In 2018, the company plans a national roll-out of its on-line grocery business, including the rapid expansion of PC Express pick-up sites and the complementary option of home delivery. PC Express will be introduced to 500 new pick-up sites, bringing the total to more than 700, including more grocery stores, GO Train commuter stations, and the first of many Shoppers Drug Mart stores. Home delivery is currently offered in 11 major markets (including Toronto, Vancouver and Calgary) through Instacart, with five to follow this year (including Montreal, Halifax and Regina).
Nationally, almost half of Canadians already have access to PC Express or home delivery. By year end, 70% of Canadians, from coast-to-coast, will have both options. In major urban markets, the Company aims for over 90% coverage, providing customers the option to grocery shop in-person, in their car, or from the comfort of their home.
The following highlights include the impacts of the consolidation of franchises and disposition of gas bar operations.
• Revenue was $10,367 million, a decrease of $37 million, or 0.4%, compared to the first quarter of 2017.
• Retail segment sales were $10,105 million, a decrease of $61 million, or 0.6%, compared to the first quarter of 2017.
Retail sales growth, excluding the disposition of gas bar operations, was 2.9%.

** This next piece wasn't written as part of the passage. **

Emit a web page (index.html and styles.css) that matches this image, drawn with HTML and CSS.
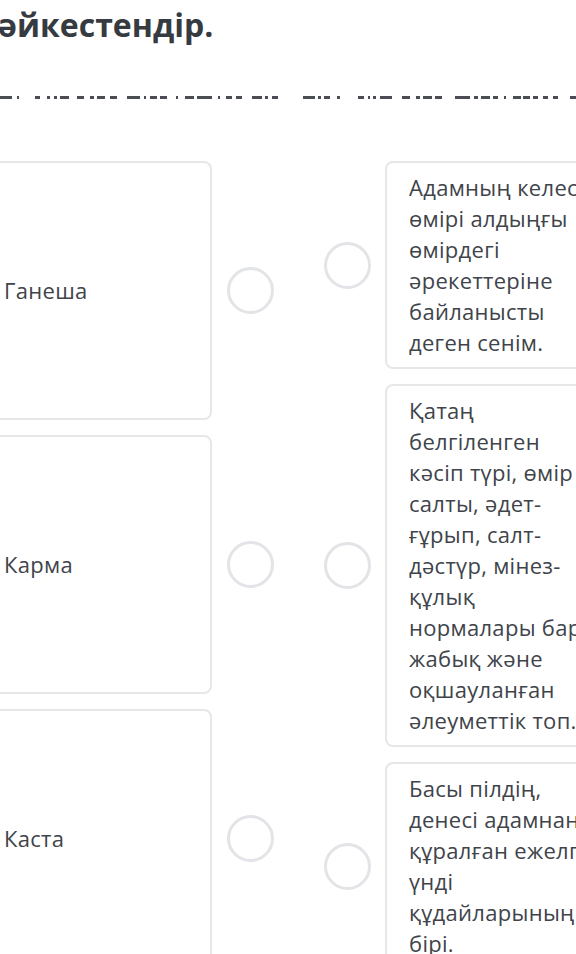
FILE: index.html
```html
<!DOCTYPE html>
<html lang="kk">
<head>
<meta charset="utf-8">
<title>Сәйкестендір</title>
<link rel="stylesheet" href="styles.css">
</head>
<body>
<div class="page">
  <h1 class="title">әйкестендір.</h1>
  <svg class="clipped-line" width="576" height="4" viewBox="0 0 576 4" aria-hidden="true">
    <g fill="#4a4e54">
      <rect x="0" y="0" width="12" height="3"/><rect x="17" y="0" width="2" height="3"/>
      <rect x="35" y="0" width="5" height="3"/><rect x="47" y="0" width="3" height="3"/><rect x="54" y="0" width="3" height="3"/><rect x="60" y="0" width="9" height="3"/><rect x="77" y="0" width="7" height="3"/><rect x="90" y="0" width="4" height="3"/><rect x="97" y="0" width="8" height="3"/><rect x="110" y="0" width="7" height="3"/>
      <rect x="127" y="0" width="13" height="3"/><rect x="144" y="0" width="2" height="3"/><rect x="150" y="0" width="7" height="3"/><rect x="160" y="0" width="7" height="3"/><rect x="176" y="0" width="2" height="3"/><rect x="185" y="0" width="9" height="3"/><rect x="197" y="0" width="15" height="3"/><rect x="218" y="0" width="2" height="3"/><rect x="226" y="0" width="6" height="3"/><rect x="236" y="0" width="6" height="3"/><rect x="252" y="0" width="10" height="3"/><rect x="265" y="0" width="3" height="3"/><rect x="272" y="0" width="6" height="3"/>
      <rect x="303" y="0" width="12" height="3"/><rect x="318" y="0" width="3" height="3"/><rect x="324" y="0" width="6" height="3"/><rect x="337" y="0" width="3" height="3"/>
      <rect x="358" y="0" width="6" height="3"/><rect x="368" y="0" width="2" height="3"/><rect x="373" y="0" width="3" height="3"/><rect x="380" y="0" width="12" height="3"/><rect x="402" y="0" width="8" height="3"/><rect x="416" y="0" width="4" height="3"/><rect x="423" y="0" width="9" height="3"/><rect x="435" y="0" width="7" height="3"/>
      <rect x="455" y="0" width="15" height="3"/><rect x="474" y="0" width="4" height="3"/><rect x="481" y="0" width="9" height="3"/><rect x="493" y="0" width="5" height="3"/><rect x="504" y="0" width="2" height="3"/><rect x="513" y="0" width="8" height="3"/><rect x="523" y="0" width="7" height="3"/><rect x="533" y="0" width="5" height="3"/><rect x="543" y="0" width="5" height="3"/><rect x="553" y="0" width="5" height="3"/><rect x="570" y="0" width="6" height="3"/>
    </g>
  </svg>

  <div class="board">
    <div class="column column-left">
      <div class="row">
        <div class="card card-term">Ганеша</div>
        <span class="dot"></span>
      </div>
      <div class="row">
        <div class="card card-term">Карма</div>
        <span class="dot"></span>
      </div>
      <div class="row">
        <div class="card card-term">Каста</div>
        <span class="dot"></span>
      </div>
    </div>

    <div class="column column-right">
      <div class="row">
        <span class="dot"></span>
        <div class="card card-def">Адамның келесі өмірі алдыңғы өмірдегі әрекеттеріне байланысты деген сенім.</div>
      </div>
      <div class="row">
        <span class="dot"></span>
        <div class="card card-def">Қатаң белгіленген кәсіп түрі, өмір салты, әдет-ғұрып, салт-дәстүр, мінез-құлық нормалары бар жабық және оқшауланған әлеуметтік топ.</div>
      </div>
      <div class="row">
        <span class="dot"></span>
        <div class="card card-def">Басы пілдің, денесі адамнан құралған ежелгі үнді құдайларының бірі.</div>
      </div>
    </div>
  </div>
</div>
</body>
</html>
```

FILE: styles.css
```css
html, body {
  margin: 0;
  padding: 0;
  background: #ffffff;
}

body {
  width: 576px;
  height: 954px;
  overflow: hidden;
  font-family: "Open Sans", "Noto Sans", sans-serif;
  color: #40444a;
}

.page {
  width: 576px;
}

.title {
  margin: 0;
  padding: 4px 0 0 0;
  margin-left: -2px;
  font-size: 32px;
  line-height: 42px;
  font-weight: 700;
  color: #363b41;
  white-space: nowrap;
}

.clipped-line {
  display: block;
  margin-top: 50px;
}

.board {
  display: flex;
  gap: 50px;
  margin-left: -20px;
  margin-top: 61px;
}

.column {
  display: flex;
  flex-direction: column;
  gap: 15px;
}

.row {
  display: flex;
  align-items: center;
}

.column-left .row {
  gap: 15px;
}

.column-right .row {
  gap: 14px;
}

.card {
  box-sizing: border-box;
  width: 232px;
  border: 2px solid #e6e7e9;
  border-radius: 8px;
  background: #ffffff;
  font-size: 22px;
  line-height: 31px;
  letter-spacing: 0.3px;
  color: #40444a;
}

.card-term {
  height: 259px;
  display: flex;
  align-items: center;
  padding: 0 22px;
}

.card-def {
  padding: 9px 22px;
}

.dot {
  flex: none;
  box-sizing: border-box;
  width: 47px;
  height: 47px;
  border: 3px solid #e2e4e7;
  border-radius: 50%;
}
```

Food retail (Loblaw) same-store sales growth was 1.9%, excluding gas bar operations.
Drug retail (Shoppers Drug Mart) same-store sales growth was 3.7%, with pharmacy same-store sales growth of 3.5% and front store same-store sales growth of 3.8%.
• Operating income was $480 million, a decrease of $15 million, or 3.0%, compared to the first quarter of 2017.
• Net earnings available to common shareholders of the Company were $377 million, an increase of $145 million, or 62.5%, compared to the first quarter of 2017. Diluted net earnings per common share were $0.98, an increase of $0.40, or 69.0%, compared to the first quarter of 2017.
• Adjusted EBITDA was $876 million, an increase of $8 million, or 0.9%, compared to the first quarter of 2017.
• Adjusted net earnings available to common shareholders of the Company were $361 million, a decrease of $5 million compared to the first quarter of 2017. Adjusted diluted net earnings per common share were $0.94, an increase of $0.03, or 3.3%, compared to the first quarter of 2017.